Durante la sua permanenza gli viene assegnato un’autista che lo porterà alle prove. Lei si chiama Misaki Watari, è una giovane ragazza taciturna di venticinque anni che guida in modo impeccabile.

Yūsuke è inizialmente scettico, ma dopo averle fatto fare un giro di prova al volante della sua adorata Saab 900 Turbo rossa, non può che accettare.
Ammira da subito la sua sicurezza, non è mai brusca nei cambiamenti di corsia, le sue frenate sono dolci ma è sempre decisa e si muove nel traffico in modo fluido. È in questi tragitti tra casa e sala prove che lentamente i due personaggi iniziano a conoscersi.

In un modo calcolato e misurato, tutto procede con naturalezza e le piccole confidenze si susseguono sempre adeguate all’intensità delle conversazioni, che non sono numerose ma – come nella vita reale – contestuali a situazioni e stati d’animo precisi.

Imparano a fidarsi l’uno dell’altra, costruendo un rapporto tra pari. Hanno bisogno di riconoscere i loro demoni, le loro perdite e il loro passato incredibilmente doloroso. I due si ascoltano a vicenda, mentre la strada scorre davanti ai loro occhi; forse è proprio questo che li incoraggia a scoprirsi: non guardarsi e non sentire la pressione dell’altro su di sé.

In questi viaggi Yūsuke ascolta una cassetta allo stereo con cui può esercitarsi nella sua parte teatrale; il testo, registrato da sua moglie, viene letto in modo da lasciare dei silenzi da riempire con le battute del personaggio di Yūsuke.

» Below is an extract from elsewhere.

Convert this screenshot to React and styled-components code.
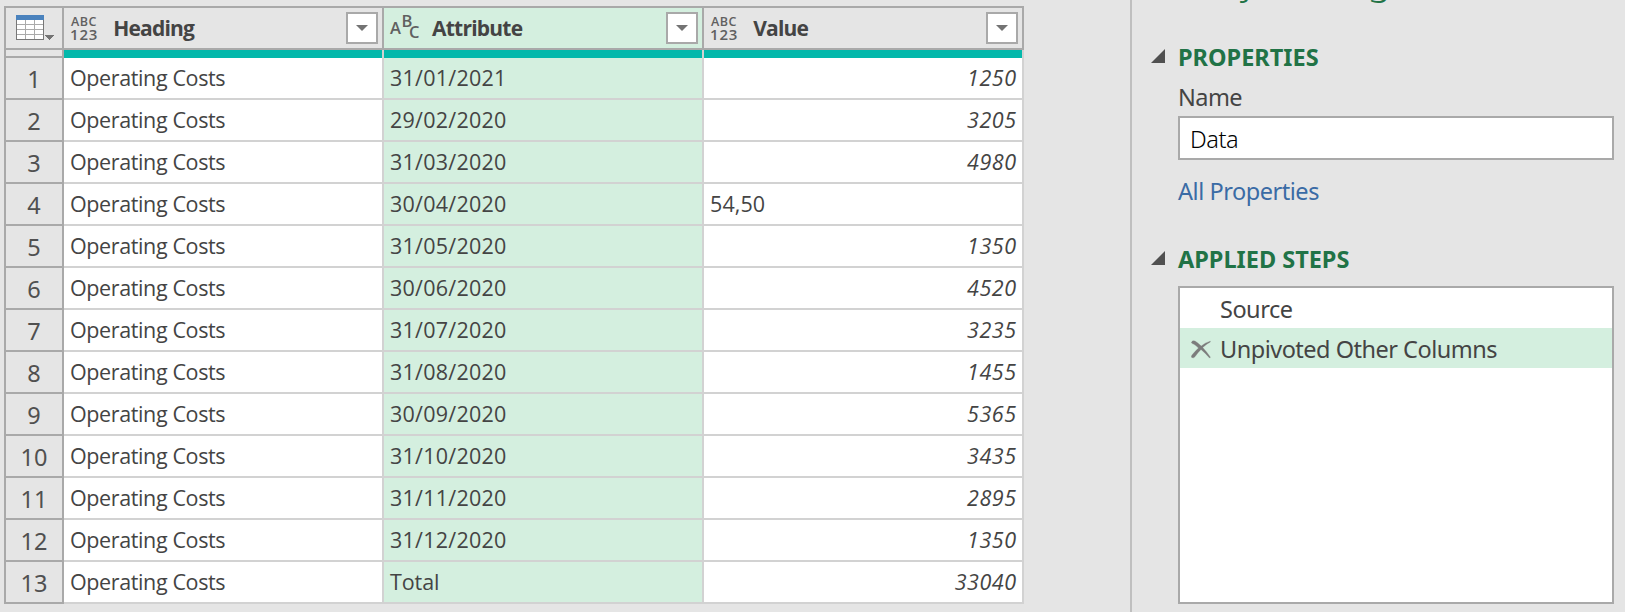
import React from 'react';
import styled, { createGlobalStyle } from 'styled-components';

const GlobalStyle = createGlobalStyle`
  * { box-sizing: border-box; }
  body {
    margin: 0;
    background: #e5e5e5;
    color: #444;
    overflow: hidden;
    font-family: "Noto Sans", "Open Sans", sans-serif;
  }
`;

const MINT = '#d4efdf';
const LINE = '#a9a9a9';
const SOFT = '#d2d2d2';

const Page = styled.div`
  display: flex;
  justify-content: space-between;
  width: 1625px;
  height: 612px;
  overflow: hidden;
`;

const Grid = styled.div`
  display: grid;
  grid-template-columns: 60px 320px 320px 320px;
  grid-template-rows: 44px 8px repeat(13, 42px);
  width: 1020px;
  height: 598px;
  margin: 6px 0 0 4px;
`;

const Corner = styled.div`
  display: flex;
  border: 2px solid ${LINE};
  padding: 7px 0 0 10px;
`;

const HeaderCell = styled.div`
  display: flex;
  align-items: center;
  border: 2px solid ${LINE};
  border-left: 0;
  padding: 0 4px 0 7px;
  background: ${(p) => (p.$selected ? MINT : '#e5e5e5')};
`;

const HeaderText = styled.span`
  flex: 1;
  padding-left: 15px;
  font: 700 21px/40px "Open Sans", sans-serif;
  letter-spacing: -0.78px;
`;

const FilterButton = styled.button`
  display: flex;
  align-items: center;
  justify-content: center;
  width: 32px;
  height: 32px;
  padding: 0;
  border: 2px solid ${LINE};
  background: #fff;
`;

const AnyType = styled.span`
  display: flex;
  flex: 0 0 27px;
  flex-direction: column;
  margin: 1px 0 0 -1px;
  color: #606060;
  font-family: "Open Sans", sans-serif;
  font-weight: 600;
`;

const TypeLetters = styled.span`
  font-size: 12.5px;
  line-height: 12px;
  letter-spacing: 0.5px;
  padding-left: 1px;
`;

const TypeDigits = styled.span`
  font-size: 15px;
  line-height: 13px;
  letter-spacing: 0.8px;
`;

const TextType = styled.span`
  display: flex;
  align-items: flex-start;
  width: 27px;
  height: 30px;
  margin-left: -1px;
  color: #606060;
  font: 600 16.5px/20px "Open Sans", sans-serif;
`;

const TypeGlyph = styled.span`
  width: ${(p) => p.$width}px;
  margin-top: ${(p) => p.$drop}px;
`;

const QualitySpacer = styled.div`
  border: solid ${LINE};
  border-width: 0 2px 2px;
`;

const QualityBar = styled.div`
  background: #03b8ab;
  border-right: 2px solid ${SOFT};
`;

const RowNumber = styled.div`
  border: solid ${LINE};
  border-width: 0 2px 2px;
  padding-top: 1px;
  text-align: center;
  font-size: 23.5px;
  line-height: 40px;
  color: #505050;
`;

const Cell = styled.div`
  border: solid ${SOFT};
  border-width: 0 2px 2px 0;
  padding: 0 5.5px 0 6px;
  background: ${(p) => (p.$selected ? MINT : '#fff')};
  font: 21.5px/40px "Open Sans", sans-serif;
  letter-spacing: ${(p) => p.$spacing ?? -0.38}px;
  font-style: ${(p) => (p.$number ? 'italic' : 'normal')};
  text-align: ${(p) => (p.$number ? 'right' : 'left')};
`;

const Panel = styled.aside`
  width: 495px;
  height: 612px;
  border-left: 2px solid #bfbfbf;
  padding: 0 11px 0 19px;
`;

const Title = styled.h1`
  margin: -48px 0 0;
  color: #217346;
  font-size: 39px;
  font-weight: 300;
  line-height: 54px;
  letter-spacing: -0.3px;
  white-space: nowrap;
`;

const Section = styled.section`
  display: flex;
  flex-direction: column;
  padding-left: 27px;
`;

const SectionTitle = styled.h2`
  display: flex;
  align-items: center;
  gap: 13px;
  margin: ${(p) => p.$top}px 0 0 -27px;
  color: #217346;
  font-size: 23.5px;
  font-weight: 700;
  line-height: 32px;

  svg { margin-top: -2px; }
`;

const Label = styled.label`
  margin-top: 9px;
  font-size: 23.5px;
  line-height: 30px;
  letter-spacing: -0.55px;
`;

const NameBox = styled.div`
  height: 44px;
  margin-top: 4px;
  padding-left: 10px;
  border: 2px solid ${LINE};
  background: #fff;
  color: #000;
  font-size: 23.5px;
  font-weight: 300;
  line-height: 42px;
  letter-spacing: -0.45px;
`;

const Link = styled.a`
  margin-top: 15px;
  color: #3a6ba5;
  font-size: 23.5px;
  line-height: 32px;
  letter-spacing: -0.46px;
`;

const StepList = styled.div`
  height: 318px;
  margin-top: 11px;
  border: 2px solid ${LINE};
  background: #fff;
`;

const Step = styled.div`
  display: grid;
  grid-template-columns: 40px 1fr;
  align-items: center;
  height: 40px;
  background: ${(p) => (p.$selected ? MINT : 'transparent')};
  font-size: 23.5px;
  line-height: 42px;
  letter-spacing: -0.5px;

  svg { margin: 0 0 0 11px; }
`;

const TableIcon = () => (
  <svg width="40" height="27" viewBox="0 0 40 27" shapeRendering="crispEdges">
    <path d="M0 5h28v20H0z" fill="#fff" />
    <path d="M1 9.5h26M1 14.5h26M1 19.5h26M9.500 5v19M18.500 5v19" stroke="#aaa" />
    <path d="M.5 5v19.500h27V5" fill="none" stroke="#777" />
    <path d="M0 0h28v5H0z" fill="#4a82bd" />
    <path d="M29 20h9l-4.500 5z" fill="#737373" />
  </svg>
);

const DownArrow = () => (
  <svg width="12" height="6" viewBox="0 0 12 6"><path d="M0 0h12L6 6z" fill="#737373" /></svg>
);

const Fold = () => (
  <svg width="14" height="14" viewBox="0 0 14 14"><path d="M14 0v14H0z" fill="#505050" /></svg>
);

const DeleteIcon = () => (
  <svg width="20" height="19" viewBox="0 0 20 19">
    <path d="M.6 2Q1.5.1 4 1q3 1.800 6.200 5.100Q14 2.600 19.200 1.200l.2.7q-4.200 2.100-7.700 5.600 3.800 4 7.700 9.700l-.8.9q-4.200-5.100-8.600-8.700-3.600 3.600-5.900 7.200-1.600 2-3.400.8-.9-1 .5-2.600 3-3.700 6.300-6.700Q3.800 4.200 1.200 3.500.2 3 .6 2z" fill="#7c7c7c" stroke="#7c7c7c" strokeWidth=".3" />
  </svg>
);

const AnyTypeIcon = () => (
  <AnyType><TypeLetters>ABC</TypeLetters><TypeDigits>123</TypeDigits></AnyType>
);

const TextTypeIcon = () => (
  <TextType>
    <TypeGlyph $width={11.5} $drop={5}>A</TypeGlyph>
    <TypeGlyph $width={7.5} $drop={-2}>B</TypeGlyph>
    <TypeGlyph $width={8} $drop={9}>C</TypeGlyph>
  </TextType>
);

const rows = [
  ['31/01/2021', '1250'], ['29/02/2020', '3205'], ['31/03/2020', '4980'],
  ['30/04/2020', '54,50'], ['31/05/2020', '1350'], ['30/06/2020', '4520'],
  ['31/07/2020', '3235'], ['31/08/2020', '1455'], ['30/09/2020', '5365'],
  ['31/10/2020', '3435'], ['31/11/2020', '2895'], ['31/12/2020', '1350'],
  ['Total', '33040'],
];

const columns = [
  { name: 'Heading', Icon: AnyTypeIcon },
  { name: 'Attribute', Icon: TextTypeIcon, selected: true },
  { name: 'Value', Icon: AnyTypeIcon },
];

export default function App() {
  return (
    <Page>
      <GlobalStyle />
      <Grid>
        <Corner><TableIcon /></Corner>
        {columns.map(({ name, Icon, selected }) => (
          <HeaderCell key={name} $selected={selected}>
            <Icon />
            <HeaderText>{name}</HeaderText>
            <FilterButton aria-label={`Filter ${name}`}><DownArrow /></FilterButton>
          </HeaderCell>
        ))}
        <QualitySpacer />
        {columns.map(({ name }) => <QualityBar key={name} />)}
        {rows.map(([attribute, value], i) => (
          <React.Fragment key={attribute}>
            <RowNumber>{i + 1}</RowNumber>
            <Cell>Operating Costs</Cell>
            <Cell $selected $spacing={attribute === 'Total' ? -0.1 : 0.24}>{attribute}</Cell>
            <Cell
              $spacing={value.includes(',') ? 0.1 : 0.52}
              $number={!value.includes(',')}
            >
              {value}
            </Cell>
          </React.Fragment>
        ))}
      </Grid>
      <Panel>
        <Title>Query Settings</Title>
        <Section>
          <SectionTitle $top={35}><Fold />PROPERTIES</SectionTitle>
          <Label>Name</Label>
          <NameBox>Data</NameBox>
          <Link>All Properties</Link>
        </Section>
        <Section>
          <SectionTitle $top={36}><Fold />APPLIED STEPS</SectionTitle>
          <StepList>
            <Step><span /><span>Source</span></Step>
            <Step $selected><DeleteIcon /><span>Unpivoted Other Columns</span></Step>
          </StepList>
        </Section>
      </Panel>
    </Page>
  );
}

La voce della moglie Oto, quindi, è presente e viva nella macchina rendendola quasi una piccola capsula della memoria. L’espediente è brillante, facilita l’intimità dei due in macchina e crea un’atmosfera di intimità e di familiarità. Tutte le scene della Saab rossa che corre sulle strade ordinate di Hiroshima sono terapeutiche.

Trailer del Film

Ryusuke Hamaguchi riesce a far specchiare lo spettatore, in alcuni momenti infatti l’inquadratura è fissa sulla platea mentre va in scena la rappresentazione teatrale di Zio Vania. Ci si vede quasi riflessi nello schermo. L’importanza simbolica e catartica del teatro è predominante nel film.

Uno degli aspetti più originali è proprio la rappresentazione di Čechov multilingue.
Ogni personaggio recita nella propria lingua: mandarino, giapponese, coreano e la lingua dei segni coreana
. All’inizio la comunicazione è ostica, ma attraverso l’espressività della loro performance riescono a capirsi e danno vita ad un susseguirsi di voci e silenzi che rende lo spettacolo surreale ed estremamente affascinante.

Infine, le musiche di Eiko Ishibashi sono inserite perfettamente nella filigrana del film, le sonorità jazz rimangono a lungo in mente, quasi come un retrogusto che si trascina anche dopo i titoli di coda.